The conundrum for America (and it should be one for the European Union) is what to do about all this. Allowing Iraq’s vast oil reserves to fall into the hands of the most extreme Muslim terror group in the world is just not good for world stability. Allowing a “killing fields” type of ethnic cleansing of Iraq is not good on pure humanitarian grounds. Allowing the com­plete subjugation of Iraqi women is deplora­ble. Abandoning allies (hello, Ukraine!) like the Iraqi government does not one whit of good for U.S. credibility around the world. Allowing Iran to fill the vacuum and in effect conquer Iraq won’t be good for U.S. interests as it will set off a humanitarian crisis with the Sunnis, it will put Iraq’s oil into the hands of the Iranian Aya­tollahs who are building nuclear weapons and who already threaten stability in the region through their proxies Syria, Hezbollah, and Ha­mas, and it would give Iran complete control of the region stretching from the Persian Gulf to the Mediterranean. That also wouldn’t be too good for Israel. Allowing for the waste of so much American blood and treasure (forget debating the wisdom of going into Iraq in the first place), the fall of Iraq would be a disgrace to the memory of our fallen soldiers and an ad­mission that aside from Germany and Japan, we can’t straighten out any other countries for the betterment of their citizens and the world.

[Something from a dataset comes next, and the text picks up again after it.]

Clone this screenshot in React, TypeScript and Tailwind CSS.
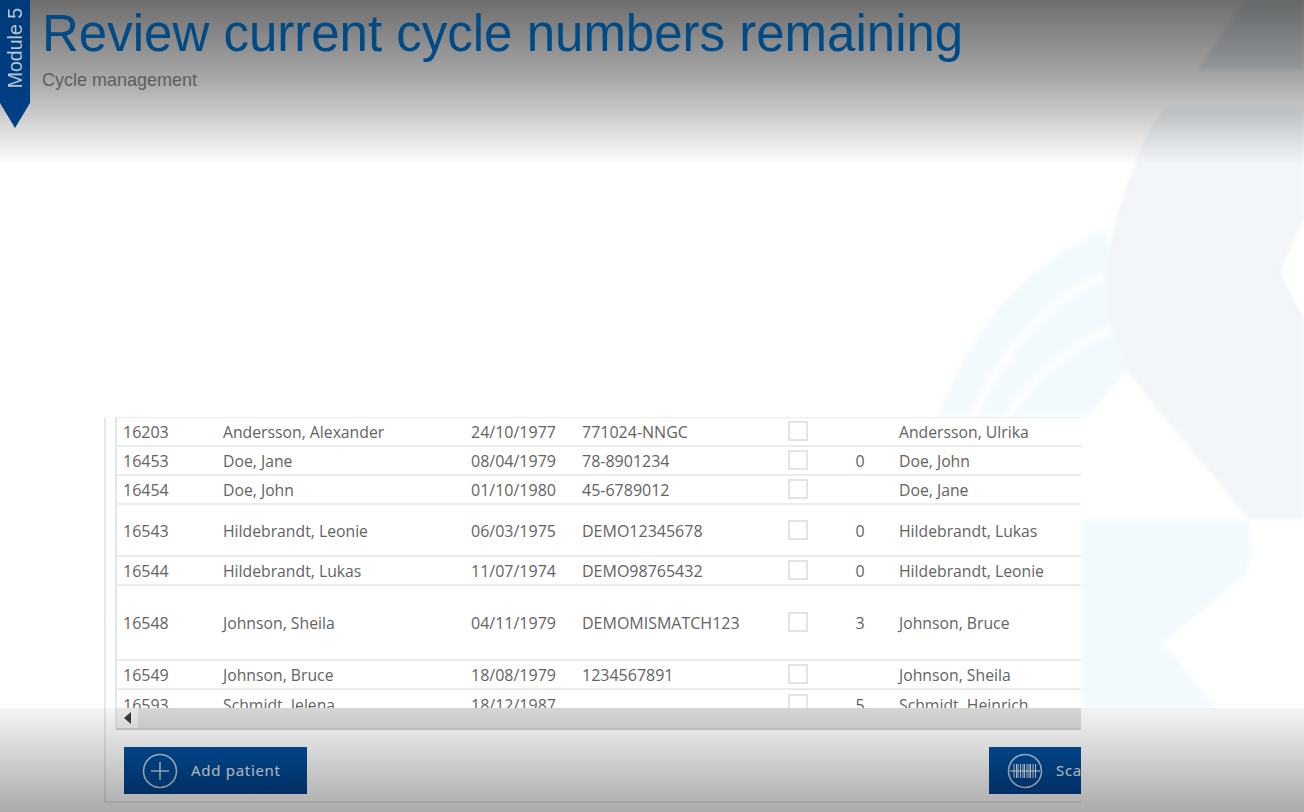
const rows = [
  { id: "16203", name: "Andersson, Alexander", dob: "24/10/1977", ref: "771024-NNGC", count: "", partner: "Andersson, Ulrika", h: "h-[29px]" },
  { id: "16453", name: "Doe, Jane", dob: "08/04/1979", ref: "78-8901234", count: "0", partner: "Doe, John", h: "h-[29px]" },
  { id: "16454", name: "Doe, John", dob: "01/10/1980", ref: "45-6789012", count: "", partner: "Doe, Jane", h: "h-[29px] pt-[1px]" },
  { id: "16543", name: "Hildebrandt, Leonie", dob: "06/03/1975", ref: "DEMO12345678", count: "0", partner: "Hildebrandt, Lukas", h: "h-[52px] pt-[1px]" },
  { id: "16544", name: "Hildebrandt, Lukas", dob: "11/07/1974", ref: "DEMO98765432", count: "0", partner: "Hildebrandt, Leonie", h: "h-[29px]" },
  { id: "16548", name: "Johnson, Sheila", dob: "04/11/1979", ref: "DEMOMISMATCH123", count: "3", partner: "Johnson, Bruce", h: "h-[75px]" },
  { id: "16549", name: "Johnson, Bruce", dob: "18/08/1979", ref: "1234567891", count: "", partner: "Johnson, Sheila", h: "h-[29px]" },
  { id: "16593", name: "Schmidt, Jelena", dob: "18/12/1987", ref: "", count: "5", partner: "Schmidt, Heinrich", h: "h-[31px]" },
]

function Watermark() {
  return (
    <svg className="absolute left-0 top-0 h-[812px] w-[1304px] blur-[2px]" viewBox="0 0 1304 812" fill="none">
      <path d="M1245 0H1304V70H1197Z" fill="#e8eef2" />
      <path d="M937 417C975 320 1030 262 1107 227L1127 370L1087 417Z" fill="#f3fafd" />
      <path d="M973 417C1005 345 1050 300 1103 276" stroke="#fbfdfe" strokeWidth="9" />
      <path d="M1007 417C1035 375 1070 347 1110 329" stroke="#fbfdfe" strokeWidth="9" />
      <path
        d="M1163 107H1310V205L1280 272L1310 330V519H1248C1210 470 1160 415 1127 370L1107 313L1105 272L1117 215L1140 149Z"
        fill="#f2f6f9"
      />
      <path d="M1081 519H1248L1252 549L1247 574L1163 643L1217 708H1081Z" fill="#f3fafd" />
    </svg>
  )
}

function CircleIcon({ children }: { children: React.ReactNode }) {
  return (
    <svg className="h-[36px] w-[36px] shrink-0" viewBox="0 0 36 36" fill="none" stroke="#b9cbdd">
      <circle cx="18" cy="18" r="16.5" strokeWidth="1.6" />
      {children}
    </svg>
  )
}

function Row({ row }: { row: (typeof rows)[number] }) {
  return (
    <div className={`${row.h} grid shrink-0 grid-cols-[106px_248px_111px_206px_45px_54px_1fr] items-center border-b-2 border-[#e9ecec] leading-[24px]`}>
      <span className="pl-[6px]">{row.id}</span>
      <span className="text-[15.75px]">{row.name}</span>
      <span>{row.dob}</span>
      <span>{row.ref}</span>
      <span className="h-[20px] w-[20px] -translate-y-px border-2 border-[#e2e4e4]" />
      <span className="text-center">{row.count}</span>
      <span className="pl-[12px] text-[15.75px]">{row.partner}</span>
    </div>
  )
}

export default function App() {
  return (
    <div className="relative flex h-[812px] w-[1304px] flex-col overflow-hidden bg-white font-['Liberation_Sans',sans-serif]">
      <Watermark />

      <header className="relative flex h-[165px] shrink-0 gap-3 bg-gradient-to-b from-black/57 via-black/33 to-black/0">
        <div className="flex h-[128px] w-[30px] shrink-0 items-start justify-center bg-gradient-to-b from-[#003a78] to-[#003f86] pt-[8px] [clip-path:polygon(0_0,100%_0,100%_103px,50%_100%,0_103px)]">
          <span className="rotate-180 text-[19.5px] leading-[30px] text-[#b9c7d6] [writing-mode:vertical-rl]">Module 5</span>
        </div>
        <div>
          <h1 className="mt-[4px] text-[51px] leading-[60px] text-[#004a86]">Review current cycle numbers remaining</h1>
          <p className="mt-[4px] text-[18px] leading-[24px] text-[#5e5e5e]">Cycle management</p>
        </div>
      </header>

      <main className="relative ml-[104px] mt-[252px] flex h-[386px] w-[977px] flex-col overflow-hidden border-b-2 border-l-2 border-[#e4eaea] bg-white font-['Open_Sans',sans-serif] text-[16px] text-[#636363]">
        <div className="ml-[9px] flex min-h-0 flex-col border-l-2 border-[#e2e6e6]">
          <div className="flex h-[291px] flex-col overflow-hidden border-t border-[#e6f0f0]">
            {rows.map((row) => (
              <Row key={row.id} row={row} />
            ))}
          </div>
          <div className="h-[22px] shrink-0 border-b-2 border-[#cfcfcf] bg-[#dedede]">
            <div className="flex h-full w-[21px] items-center justify-center bg-[#f0f0f0]">
              <span className="h-0 w-0 border-y-[6px] border-r-[7px] border-y-transparent border-r-[#3a3a3a]" />
            </div>
          </div>
        </div>

        <div className="ml-[18px] mt-[17px] flex shrink-0 justify-between">
          <button className="flex h-[47px] w-[183px] shrink-0 items-center gap-[13px] bg-gradient-to-b from-[#00509f] to-[#00428c] pl-[18px] font-['Noto_Sans',sans-serif] text-[15px] tracking-[0.7px] text-[#e0e8f0]">
            <CircleIcon>
              <path d="M18 9V27M9 18H27" strokeWidth="1.6" />
            </CircleIcon>
            Add patient
          </button>
          <button className="mr-[-108px] flex h-[47px] w-[200px] shrink-0 items-center gap-[13px] bg-gradient-to-b from-[#00509f] to-[#00428c] pl-[18px] font-['Noto_Sans',sans-serif] text-[15px] tracking-[0.7px] text-[#e0e8f0]">
            <CircleIcon>
              <path
                d="M7 11V25M9.5 11V25M11 11V25M13.5 11V25M16 11V25M17.5 11V25M20 11V25M22 11V25M23.5 11V25M26 11V25M28.5 11V25"
                strokeWidth="1"
                stroke="#dbe6f0"
              />
              <path d="M3 18H33" strokeWidth="1.2" stroke="#dbe6f0" />
            </CircleIcon>
            Scan
          </button>
        </div>
      </main>

      <div className="pointer-events-none absolute bottom-0 left-0 h-[104px] w-full bg-gradient-to-b from-black/4 to-black/33" />
    </div>
  )
}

Unfortunately, what’s needed is for the West to man-up and send in a multi-nation­al force (Americans, Brits, French, Germans, etc.) and squash ISIS (which has ambitions of spreading its Islamic revolution to Lon­don and New York). It won’t take many planes or drones. ISIS has no air force. It won’t even take many troops to confront the several thousand ISIS fighters. What it will take is will power, and if there’s an absence of that we will be left only with the words of the 18th century Irish philoso­pher Edmund Burke: “All that is necessary for the triumph of evil is that good men do nothing.”